Mais le facteur déterminant de cette épidémie aura été l’accessibilité de la pornographie. Et de la pornographie violente.

C’est dès avant le CP que la misogynie se répand, selon l’étude (qui ne dit rien de facteurs éventuellement récurrents parmi les agresseurs où les zones de leurs écoles). Mais 1.664 écoles nommément désignées, cela correspond à une école primaire sur douze dans les îles britanniques.

Les récits sont glaçants : tel celui de cette fillette de cinq ans à qui un garçonnet du même âge annonce qu’elle est « belle et sexy »… avant de lui écraser la tête contre un lavabo.

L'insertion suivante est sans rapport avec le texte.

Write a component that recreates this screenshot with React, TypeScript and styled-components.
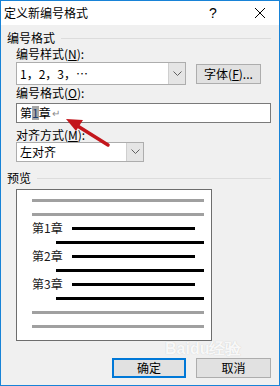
import styled, { createGlobalStyle } from 'styled-components';

const GlobalStyle = createGlobalStyle`
  body {
    margin: 0;
    font-family: "Noto Sans CJK SC", "Noto Sans", sans-serif;
    font-size: 12px;
    color: #000;
  }
`;

const Window = styled.div`
  position: relative;
  width: 280px;
  height: 386px;
  box-sizing: border-box;
  border: 1px solid #1883d7;
  background: #f0f0f0;
  display: flex;
  flex-direction: column;
`;

const TitleBar = styled.div`
  height: 24px;
  background: #fff;
  display: flex;
  align-items: center;
  padding-left: 3px;
  font-size: 12px;
  line-height: 14px;
`;

const TitleText = styled.span`
  flex: 1;
`;

const HelpMark = styled.span`
  width: 14px;
  margin-right: 22px;
  font-family: "Liberation Sans", sans-serif;
  font-size: 14px;
`;

const CloseBox = styled.div`
  width: 30px;
  display: flex;
  justify-content: center;
  margin-right: 4px;
`;

const Body = styled.div`
  display: flex;
  flex-direction: column;
  padding: 0 8px 0 6px;
`;

const GroupHeader = styled.div<{ $top: number }>`
  display: flex;
  align-items: center;
  gap: 6px;
  margin-top: ${({ $top }) => $top}px;
  line-height: 14px;
  &::after {
    content: '';
    flex: 1;
    height: 1px;
    background: #dcdcdc;
  }
`;

const Label = styled.div<{ $top: number }>`
  margin: ${({ $top }) => $top}px 0 0 9px;
  line-height: 14px;
  white-space: nowrap;
`;

const Row = styled.div<{ $top: number }>`
  display: flex;
  align-items: center;
  gap: 10px;
  margin: ${({ $top }) => $top}px 0 0 9px;
  height: 23px;
`;

const Combo = styled.div<{ $width: number; $height: number }>`
  width: ${({ $width }) => $width}px;
  height: ${({ $height }) => $height}px;
  box-sizing: border-box;
  border: 1px solid #adadad;
  background: #fff;
  display: flex;
  align-items: stretch;
  margin-left: ${({ $width }) => ($width < 150 ? 9 : 0)}px;
`;

const ComboText = styled.div`
  flex: 1;
  display: flex;
  align-items: center;
  padding-left: 3px;
  line-height: 14px;
  white-space: nowrap;
`;

const ComboArrow = styled.div`
  width: 16px;
  background: #e5e5e5;
  border-left: 1px solid #cfcfcf;
  display: flex;
  align-items: center;
  justify-content: center;
`;

const PushButton = styled.div<{ $width: number; $default?: boolean }>`
  width: ${({ $width }) => $width}px;
  height: 20px;
  box-sizing: border-box;
  background: #e1e1e1;
  border: ${({ $default }) => ($default ? '2px solid #0078d7' : '1px solid #adadad')};
  display: flex;
  align-items: center;
  justify-content: center;
  line-height: 14px;
  white-space: nowrap;
`;

const TextInput = styled.div`
  margin: 3px 0 0 9px;
  width: 255px;
  height: 20px;
  box-sizing: border-box;
  border: 1px solid #7a7a7a;
  background: #fff;
  display: flex;
  align-items: center;
  padding-left: 3px;
  line-height: 14px;
`;

const Highlight = styled.span`
  background: #a6a6a6;
  color: #1a3a6a;
`;

const ReturnMark = styled.span`
  color: #8a8a8a;
  font-size: 10px;
  margin-left: 1px;
`;

const PreviewBox = styled.div`
  margin: 4px 0 0 9px;
  width: 196px;
  height: 152px;
  box-sizing: border-box;
  border: 1px solid #6d6d6d;
  background: #fff;
  padding: 3px 7px 7px 15px;
  display: flex;
  flex-direction: column;
`;

const PreviewRow = styled.div<{ $indent?: number }>`
  height: 14px;
  display: flex;
  align-items: center;
  padding-left: ${({ $indent }) => $indent ?? 0}px;
`;

const Bar = styled.div<{ $gray?: boolean; $width?: number }>`
  height: 3px;
  background: ${({ $gray }) => ($gray ? '#a0a0a0' : '#000')};
  flex: ${({ $width }) => ($width ? 'none' : 1)};
  width: ${({ $width }) => ($width ? `${$width}px` : 'auto')};
`;

const ChapterLabel = styled.span`
  width: 40px;
  font-size: 12px;
  line-height: 14px;
  color: #1a1a1a;
`;

const ButtonBar = styled.div`
  display: flex;
  justify-content: flex-end;
  gap: 10px;
  margin-top: 17px;
`;

const Watermark = styled.div`
  position: absolute;
  left: 164px;
  top: 339px;
  line-height: 17px;
  color: rgba(255, 255, 255, 0.9);
  text-shadow: 0 0 1px #c4c4c4;
  font-family: "Liberation Sans", sans-serif;
  font-weight: bold;
  font-size: 16px;
  pointer-events: none;
`;

const Overlay = styled.svg`
  position: absolute;
  left: -1px;
  top: -1px;
  pointer-events: none;
`;

const chapters = ['第1章', '第2章', '第3章'];

export default function App() {
  return (
    <>
      <GlobalStyle />
      <Window>
        <TitleBar>
          <TitleText>定义新编号格式</TitleText>
          <HelpMark>?</HelpMark>
          <CloseBox>
            <svg width="12" height="12" viewBox="0 0 12 12">
              <path d="M1 1 L11 11 M11 1 L1 11" stroke="#000" strokeWidth="1" fill="none" />
            </svg>
          </CloseBox>
        </TitleBar>
        <Body>
          <GroupHeader $top={6}>编号格式</GroupHeader>
          <Label $top={2}>
            编号样式(<u>N</u>):
          </Label>
          <Row $top={1}>
            <Combo $width={170} $height={23}>
              <ComboText>1，2，3，…</ComboText>
              <ComboArrow>
                <svg width="9" height="6" viewBox="0 0 9 6">
                  <path d="M0.5 0.5 L4.5 4.5 L8.5 0.5" stroke="#606060" fill="none" />
                </svg>
              </ComboArrow>
            </Combo>
            <PushButton $width={65}>
              字体(<u>F</u>)...
            </PushButton>
          </Row>
          <Label $top={1}>
            编号格式(<u>O</u>):
          </Label>
          <TextInput>
            第<Highlight>1</Highlight>章<ReturnMark>↵</ReturnMark>
          </TextInput>
          <Label $top={5}>
            对齐方式(<u>M</u>):
          </Label>
          <Combo $width={128} $height={20}>
            <ComboText>左对齐</ComboText>
            <ComboArrow>
              <svg width="9" height="6" viewBox="0 0 9 6">
                <path d="M0.5 0.5 L4.5 4.5 L8.5 0.5" stroke="#606060" fill="none" />
              </svg>
            </ComboArrow>
          </Combo>
          <GroupHeader $top={9}>预览</GroupHeader>
          <PreviewBox>
            <PreviewRow>
              <Bar $gray />
            </PreviewRow>
            <PreviewRow>
              <Bar $gray />
            </PreviewRow>
            {chapters.map((c) => (
              <div key={c}>
                <PreviewRow>
                  <ChapterLabel>{c}</ChapterLabel>
                  <Bar $width={123} />
                </PreviewRow>
                <PreviewRow $indent={24}>
                  <Bar />
                </PreviewRow>
              </div>
            ))}
            <PreviewRow>
              <Bar $gray />
            </PreviewRow>
            <PreviewRow>
              <Bar $gray />
            </PreviewRow>
          </PreviewBox>
          <ButtonBar>
            <PushButton $width={74} $default>
              确定
            </PushButton>
            <PushButton $width={75}>取消</PushButton>
          </ButtonBar>
        </Body>
        <Watermark>Baidu经验</Watermark>
        <Overlay width="280" height="386" viewBox="0 0 280 386">
          <line x1="108" y1="145" x2="76" y2="125" stroke="#c3161c" strokeWidth="3.5" strokeLinecap="round" />
          <polygon points="66,119 83,120 76,131" fill="#c3161c" />
        </Overlay>
      </Window>
    </>
  );
}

Une autre fillette de dix ans s’entend dire par un garçon qu’un autre va lui faire subir un acte sexuel, tandis qu’un autre encore annonce qu’avec des copains, ils vont donner vingt livres à celui qui la violera… elle ne comprend pas le sens du mot. Mais dans ces deux cas comme dans bien d’autres, les directions des écoles, quoique averties, n’ont rien fait. « En tant que femmes, nous devons accepter ce que les hommes nous disent », dira la principale à la fillette menacée de viol. Culture du viol ? Culture occidentale ? Ou autre chose ?

Il apparaît en tout cas que les enseignants et directeurs d’écoles sont le plus souvent désemparés devant de tels récits, et les minimisent.

 

Les personnels des écoles primaires font le constat

Pourtant, lorsque « Everyone’s Invited » a interrogé les professeurs des écoles primaire pour les besoins de leur enquête, il est apparu que « la très grande majorité des enseignants sondés par l’organisation ont confirmé que des élèves de moins de neuf ans regardent de la pornographie et utilisent un langage misogyne, violent et sexiste en classe comme en cour de récréation ». A 80 %, ces enseignants s’estiment « mal formés à la gestion de ces problèmes ».

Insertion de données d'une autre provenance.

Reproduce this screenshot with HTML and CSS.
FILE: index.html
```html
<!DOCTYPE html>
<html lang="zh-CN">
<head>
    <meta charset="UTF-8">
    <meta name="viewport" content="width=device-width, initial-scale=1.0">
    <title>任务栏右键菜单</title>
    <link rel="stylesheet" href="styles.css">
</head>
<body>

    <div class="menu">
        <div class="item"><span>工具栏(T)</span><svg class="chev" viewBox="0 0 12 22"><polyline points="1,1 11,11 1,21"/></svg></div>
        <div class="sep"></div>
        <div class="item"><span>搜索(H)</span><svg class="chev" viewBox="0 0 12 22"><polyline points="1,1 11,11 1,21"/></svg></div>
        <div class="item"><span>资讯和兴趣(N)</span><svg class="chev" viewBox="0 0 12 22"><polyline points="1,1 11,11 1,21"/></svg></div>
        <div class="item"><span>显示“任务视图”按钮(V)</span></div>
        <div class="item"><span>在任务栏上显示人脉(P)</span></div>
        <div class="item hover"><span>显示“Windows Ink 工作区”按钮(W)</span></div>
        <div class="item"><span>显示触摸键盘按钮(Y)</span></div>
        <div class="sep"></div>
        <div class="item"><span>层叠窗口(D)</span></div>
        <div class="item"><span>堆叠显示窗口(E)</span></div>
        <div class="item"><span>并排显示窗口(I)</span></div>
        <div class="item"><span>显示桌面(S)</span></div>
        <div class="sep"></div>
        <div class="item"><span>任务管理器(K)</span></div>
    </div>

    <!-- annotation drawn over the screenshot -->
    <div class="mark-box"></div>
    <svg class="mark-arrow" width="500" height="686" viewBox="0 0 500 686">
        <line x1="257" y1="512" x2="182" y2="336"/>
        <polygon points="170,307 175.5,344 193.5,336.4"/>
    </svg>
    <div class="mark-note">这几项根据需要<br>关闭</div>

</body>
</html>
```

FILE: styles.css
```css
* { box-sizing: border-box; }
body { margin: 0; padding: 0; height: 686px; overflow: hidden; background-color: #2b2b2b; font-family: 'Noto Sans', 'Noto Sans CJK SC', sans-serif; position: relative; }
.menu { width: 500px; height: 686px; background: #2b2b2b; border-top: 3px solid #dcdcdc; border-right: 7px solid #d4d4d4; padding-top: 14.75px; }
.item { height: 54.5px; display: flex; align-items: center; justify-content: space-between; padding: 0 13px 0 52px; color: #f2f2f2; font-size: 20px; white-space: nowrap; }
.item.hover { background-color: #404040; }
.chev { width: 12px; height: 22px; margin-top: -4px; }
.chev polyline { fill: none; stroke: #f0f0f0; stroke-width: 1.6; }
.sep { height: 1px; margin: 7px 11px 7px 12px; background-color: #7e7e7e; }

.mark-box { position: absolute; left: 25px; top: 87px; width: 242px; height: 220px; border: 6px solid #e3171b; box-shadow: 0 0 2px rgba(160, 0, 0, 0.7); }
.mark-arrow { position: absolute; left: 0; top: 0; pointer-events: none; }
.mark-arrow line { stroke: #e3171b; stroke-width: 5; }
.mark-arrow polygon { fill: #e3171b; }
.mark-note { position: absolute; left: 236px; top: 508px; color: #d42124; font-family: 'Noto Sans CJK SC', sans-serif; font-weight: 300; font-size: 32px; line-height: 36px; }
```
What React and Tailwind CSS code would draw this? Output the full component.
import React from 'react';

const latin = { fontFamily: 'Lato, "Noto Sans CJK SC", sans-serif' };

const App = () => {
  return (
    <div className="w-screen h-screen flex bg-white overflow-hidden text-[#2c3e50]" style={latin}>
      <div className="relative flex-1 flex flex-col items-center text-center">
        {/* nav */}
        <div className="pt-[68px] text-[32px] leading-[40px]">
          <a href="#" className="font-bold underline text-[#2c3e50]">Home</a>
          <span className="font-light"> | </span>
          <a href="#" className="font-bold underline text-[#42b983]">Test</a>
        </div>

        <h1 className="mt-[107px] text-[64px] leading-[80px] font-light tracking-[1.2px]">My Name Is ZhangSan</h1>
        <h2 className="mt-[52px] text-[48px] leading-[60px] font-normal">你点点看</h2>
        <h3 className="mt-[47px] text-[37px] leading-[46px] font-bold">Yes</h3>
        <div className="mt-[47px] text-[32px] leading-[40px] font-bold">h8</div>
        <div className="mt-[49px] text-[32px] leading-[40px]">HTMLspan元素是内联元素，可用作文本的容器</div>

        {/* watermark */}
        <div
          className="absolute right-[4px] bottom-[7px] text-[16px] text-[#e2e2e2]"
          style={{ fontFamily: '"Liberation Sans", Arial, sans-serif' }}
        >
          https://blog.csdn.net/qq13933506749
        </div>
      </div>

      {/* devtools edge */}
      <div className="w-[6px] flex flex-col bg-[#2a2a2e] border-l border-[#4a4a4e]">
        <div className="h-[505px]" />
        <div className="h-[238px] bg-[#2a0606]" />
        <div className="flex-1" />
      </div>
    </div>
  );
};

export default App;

Des problèmes qui se manifestent de plus en plus tôt : « A 13 ans, il est trop tard » pour apprendre à ces jeunes « d’interagir de manière correcte », ce qui est le but fondamental de l’association qui ne veut en aucun cas se lancer dans une opération de « cancel culture » vis-à-vis des garçons. En fait, c’est l’éducation fondamentale qui fait défaut, et sur ce terrain en friche, les images violentes et grossières s’installent et dictent les comportements.

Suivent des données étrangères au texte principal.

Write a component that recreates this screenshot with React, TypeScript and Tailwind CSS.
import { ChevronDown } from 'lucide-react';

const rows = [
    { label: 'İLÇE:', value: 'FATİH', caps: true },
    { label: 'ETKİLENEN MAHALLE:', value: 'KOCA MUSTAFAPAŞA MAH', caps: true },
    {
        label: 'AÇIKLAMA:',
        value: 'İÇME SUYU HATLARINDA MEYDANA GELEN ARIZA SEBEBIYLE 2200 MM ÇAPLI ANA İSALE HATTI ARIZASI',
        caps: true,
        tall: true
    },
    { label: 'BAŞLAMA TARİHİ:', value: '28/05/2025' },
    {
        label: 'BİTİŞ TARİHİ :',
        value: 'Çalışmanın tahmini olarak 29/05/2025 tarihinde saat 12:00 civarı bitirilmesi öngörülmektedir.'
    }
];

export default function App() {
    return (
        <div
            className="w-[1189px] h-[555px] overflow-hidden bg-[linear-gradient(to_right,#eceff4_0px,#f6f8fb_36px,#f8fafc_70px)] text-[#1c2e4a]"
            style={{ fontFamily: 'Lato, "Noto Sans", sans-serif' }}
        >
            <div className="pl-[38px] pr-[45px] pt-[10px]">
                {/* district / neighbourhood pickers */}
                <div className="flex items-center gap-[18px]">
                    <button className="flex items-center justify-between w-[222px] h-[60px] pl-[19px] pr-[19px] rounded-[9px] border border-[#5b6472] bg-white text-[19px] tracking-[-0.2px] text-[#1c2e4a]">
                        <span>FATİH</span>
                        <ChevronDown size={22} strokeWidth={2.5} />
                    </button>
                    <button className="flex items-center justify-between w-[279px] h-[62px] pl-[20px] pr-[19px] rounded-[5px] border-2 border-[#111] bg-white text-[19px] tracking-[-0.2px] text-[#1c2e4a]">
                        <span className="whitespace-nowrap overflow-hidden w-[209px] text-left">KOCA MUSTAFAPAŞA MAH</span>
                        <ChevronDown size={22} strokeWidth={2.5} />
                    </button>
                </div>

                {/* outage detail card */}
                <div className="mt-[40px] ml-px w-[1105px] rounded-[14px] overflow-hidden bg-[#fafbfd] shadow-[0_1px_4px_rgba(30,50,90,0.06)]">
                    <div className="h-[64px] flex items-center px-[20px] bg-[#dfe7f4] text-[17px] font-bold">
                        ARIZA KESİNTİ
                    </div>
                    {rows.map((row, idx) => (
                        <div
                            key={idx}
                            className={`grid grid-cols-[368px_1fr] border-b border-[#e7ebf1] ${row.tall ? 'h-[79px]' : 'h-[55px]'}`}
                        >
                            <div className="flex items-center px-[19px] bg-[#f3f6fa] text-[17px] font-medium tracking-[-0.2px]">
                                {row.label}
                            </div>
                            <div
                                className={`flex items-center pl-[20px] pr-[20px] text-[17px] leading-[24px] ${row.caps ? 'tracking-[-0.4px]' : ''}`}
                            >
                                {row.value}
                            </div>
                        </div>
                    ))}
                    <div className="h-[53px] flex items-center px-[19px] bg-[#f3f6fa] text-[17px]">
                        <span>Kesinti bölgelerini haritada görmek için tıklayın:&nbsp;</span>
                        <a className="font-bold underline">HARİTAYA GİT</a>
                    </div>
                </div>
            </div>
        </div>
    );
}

Peut-on encore parler de protéger l’innocence dans ces conditions ? Pour Soma Sara, le problème est endémique dans l’enseignement public comme dans l’enseignement privé ; et il est constaté par tous : victimes, enseignants, personnes qui se mobilisent pour la protection de l’enfance, et la police. « Nos jeunes ne sont plus innocents en raison de ce à quoi ils sont exposés avant l’école secondaire. Internet a transformé l’enfance et le paysage sexuel. Pour les protéger, nous devons les éduquer. Ce n’est pas le moment d’être prudes », dit-elle. Même s’il est vrai qu’une certaine forme d’éducation « affective » fait précisément partie du problème.

 

Dans les écoles primaires, le smartphone forme à l’abus sexuel

Le Conseil des commissaires de la police nationale vont dans son sens : il constate une augmentation de 400 % de l’abus sexuel et de l’exploitation des enfants entre 2013 et 2024. Et pour Soma Sara, cela est imputable à ce qui se diffuse en ligne : « Peu d’enfants semblent apprendre des comportements misogynes ou abusifs de leurs parents ou des adultes qui les entourent. Mais si un seul gamin apporte un smartphone en classe, tous ses camarades ont accès à un monde de pornographie et de violence. Entrez donc dans n’importe quel café ou transport public et vous verrez des enfants de sept ans regardant défiler leur tablette, c’est de la folie. Cela leur donne un accès direct aux contenus les plus extrêmes possibles, d’un clic du doigt. » Et notamment « des contenus déshumanisants sur le dressage et le rabaissement des femmes, qui deviennent addictifs ». Les enfants doivent pouvoir en parler avec leurs parents qui doivent non seulement leur expliquer ce qui est intolérable dans ces images, mais en avoir une certaine connaissance eux-mêmes, afin de ne pas envoyer leurs enfants seuls, sans le savoir en « voyage » de longues heures dans des territoires virtuels aussi délétères, estime Soma Sara, pour laquelle interdire les portables et autres tablettes n’est pas une solution réaliste.

Mais il faudrait ajouter que les enfants et les adolescents sont aujourd’hui la cible d’une entreprise mondiale et puissante, et surtout infernale, qui cherche à les scandaliser au sens propre du terme : à les pousser au mal et au vice. Et qu’en même temps – confrontés à des obligations d’« instruction obligatoire » dans des écoles où tout cela se propage – les parents sont de plus en plus démunis, contestés dans leurs droits et dépassés par des techniques qui les ont coupés de leurs enfants.

En prendre conscience est un premier pas salutaire, et indispensable.